"""
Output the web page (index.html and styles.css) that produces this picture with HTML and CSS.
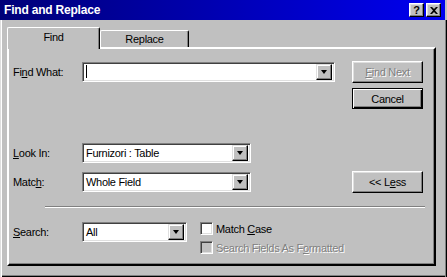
FILE: index.html
```html
<!DOCTYPE html>
<html lang="en">
<head>
  <meta charset="UTF-8" />
  <title>Find and Replace</title>
  <link rel="stylesheet" href="styles.css">
</head>
<body>

  <div class="window">
    <!-- Caption bar -->
    <div class="titlebar">
      <span class="title">Find and Replace</span>
      <div class="caption-buttons">
        <span class="cap-btn help">?</span>
        <span class="cap-btn close">
          <svg width="8" height="7" viewBox="0 0 8 7"><path d="M0 0h2l2 2 2-2h2L5 3.5 8 7H6L4 5 2 7H0l3-3.5z" fill="#000"/></svg>
        </span>
      </div>
    </div>

    <div class="client">
      <!-- Tabs -->
      <div class="tabs">
        <div class="tab active">Find</div>
        <div class="tab">Replace</div>
      </div>

      <div class="panel">
        <div class="row row-find">
          <label class="label">Fi<u>n</u>d What:</label>
          <div class="combo combo-find">
            <span class="caret"></span>
            <span class="drop"><i></i></span>
          </div>
          <button class="btn disabled"><u>F</u>ind Next</button>
        </div>

        <div class="row row-cancel">
          <button class="btn default">Cancel</button>
        </div>

        <div class="row row-look">
          <label class="label"><u>L</u>ook In:</label>
          <div class="combo combo-mid">
            <span class="value">Furnizori : Table</span>
            <span class="drop"><i></i></span>
          </div>
        </div>

        <div class="row row-match">
          <label class="label">Matc<u>h</u>:</label>
          <div class="combo combo-mid">
            <span class="value">Whole Field</span>
            <span class="drop"><i></i></span>
          </div>
          <button class="btn"><<&nbsp;L<u>e</u>ss</button>
        </div>

        <div class="separator"></div>

        <div class="row row-search">
          <label class="label"><u>S</u>earch:</label>
          <div class="combo combo-small">
            <span class="value">All</span>
            <span class="drop"><i></i></span>
          </div>
          <div class="checks">
            <div class="check">
              <span class="box"></span>
              <span>Match <u>C</u>ase</span>
            </div>
            <div class="check disabled">
              <span class="box"></span>
              <span>Search Fields As F<u>o</u>rmatted</span>
            </div>
          </div>
        </div>
      </div>
    </div>
  </div>

</body>
</html>
```

FILE: styles.css
```css
* {
  box-sizing: border-box;
  margin: 0;
  padding: 0;
}

body {
  background-color: #c0c0c0;
  font-family: 'Liberation Sans', Arial, sans-serif;
  font-size: 11px;
  letter-spacing: -0.3px;
  color: #000;
  overflow: hidden;
}

.window {
  width: 447px;
  height: 277px;
  display: flex;
  flex-direction: column;
  background: #c0c0c0;
}

/* caption */
.titlebar {
  height: 20px;
  margin-right: 2px;
  background: linear-gradient(to right, #000078, #0000f0);
  display: flex;
  align-items: center;
  justify-content: space-between;
  padding: 0 4px 0 4px;
}

.title {
  color: #fff;
  font-weight: bold;
  font-size: 12px;
  letter-spacing: -0.2px;
}

.caption-buttons {
  display: flex;
  gap: 2px;
}

.cap-btn {
  width: 15px;
  height: 14px;
  background: #c0c0c0;
  border: 1px solid;
  border-color: #fff #000 #000 #fff;
  box-shadow: inset -1px -1px #808080, inset 1px 1px #dfdfdf;
  display: flex;
  align-items: center;
  justify-content: center;
  font-weight: bold;
  font-size: 11px;
  line-height: 1;
}

/* window frame below caption */
.client {
  flex: 1;
  padding: 7px 11px 0 7px;
  box-shadow: inset 1px 0 #dfdfdf, inset 2px 0 #fff, inset -1px 0 #000, inset -2px 0 #808080, inset 0 -1px #000, inset 0 -2px #808080;
}

.tabs {
  display: flex;
  align-items: flex-end;
  height: 20px;
  position: relative;
  z-index: 1;
}

.tab {
  width: 89px;
  height: 17px;
  border: 1px solid;
  border-bottom: none;
  border-color: #fff #000 #000 #fff;
  box-shadow: inset -1px 0 #808080;
  border-radius: 2px 2px 0 0;
  text-align: center;
  line-height: 17px;
  background: #c0c0c0;
}

.tab.active {
  width: 93px;
  height: 22px;
  margin-bottom: -2px;
  line-height: 18px;
}

.panel {
  height: 219px;
  border: 2px solid;
  border-color: #fff #000 #000 #fff;
  box-shadow: inset -1px -1px #808080;
  padding: 12px 11px 0 4px;
}

.row {
  display: flex;
  align-items: center;
}

.label {
  width: 69px;
}

.row-find { height: 21px; }
.row-cancel { justify-content: flex-end; margin-top: 6px; }
.row-look { margin-top: 34px; }
.row-match { margin-top: 8px; }
.row-search { margin-top: 14px; align-items: flex-start; }
.row-search .label { line-height: 20px; }

.row .btn { margin-left: auto; }

/* sunken drop-down */
.combo {
  height: 20px;
  background: #fff;
  border: 1px solid;
  border-color: #808080 #fff #fff #808080;
  box-shadow: inset 1px 1px #404040, inset -1px -1px #dfdfdf;
  display: flex;
  align-items: center;
  padding: 2px;
}

.combo-find { width: 253px; }
.combo-mid { width: 169px; }
.combo-small { width: 105px; }

.value {
  flex: 1;
  padding-left: 1px;
  white-space: nowrap;
}

.caret {
  width: 1px;
  height: 13px;
  background: #000;
  margin-left: 1px;
}

.drop {
  margin-left: auto;
  width: 16px;
  height: 16px;
  background: #c0c0c0;
  border: 1px solid;
  border-color: #dfdfdf #000 #000 #dfdfdf;
  box-shadow: inset -1px -1px #808080, inset 1px 1px #fff;
  display: flex;
  align-items: center;
  justify-content: center;
}

.drop i {
  width: 0;
  height: 0;
  border-left: 3.5px solid transparent;
  border-right: 3.5px solid transparent;
  border-top: 4px solid #000;
}

/* push buttons */
.btn {
  width: 71px;
  height: 22px;
  background: #c0c0c0;
  font-family: inherit;
  font-size: 11px;
  letter-spacing: -0.3px;
  border: 1px solid;
  border-color: #fff #000 #000 #fff;
  box-shadow: inset -1px -1px #808080, inset 1px 1px #dfdfdf;
}

.btn.default {
  border: 1px solid #000;
  box-shadow: inset 1px 1px #fff, inset -1px -1px #000, inset -2px -2px #808080;
  height: 21px;
}

.btn.disabled,
.check.disabled {
  color: #808080;
  text-shadow: 1px 1px #fff;
}

.separator {
  height: 2px;
  margin: 13px -2px 0 32px;
  border-top: 1px solid #808080;
  border-bottom: 1px solid #fff;
}

/* check boxes */
.checks {
  margin-left: 13px;
  display: flex;
  flex-direction: column;
  gap: 6px;
}

.check {
  display: flex;
  align-items: center;
  gap: 3px;
  height: 13px;
}

.box {
  width: 13px;
  height: 13px;
  background: #fff;
  border: 1px solid;
  border-color: #808080 #fff #fff #808080;
  box-shadow: inset 1px 1px #404040, inset -1px -1px #dfdfdf;
}

.check.disabled .box {
  background: #c0c0c0;
}
```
"""
WHAT IS ASKED: Identify and list each line with the word "index".

EXPECTED OUTPUT:
Output the web page (index.html and styles.css) that produces this picture with HTML and CSS.
FILE: index.html
  z-index: 1;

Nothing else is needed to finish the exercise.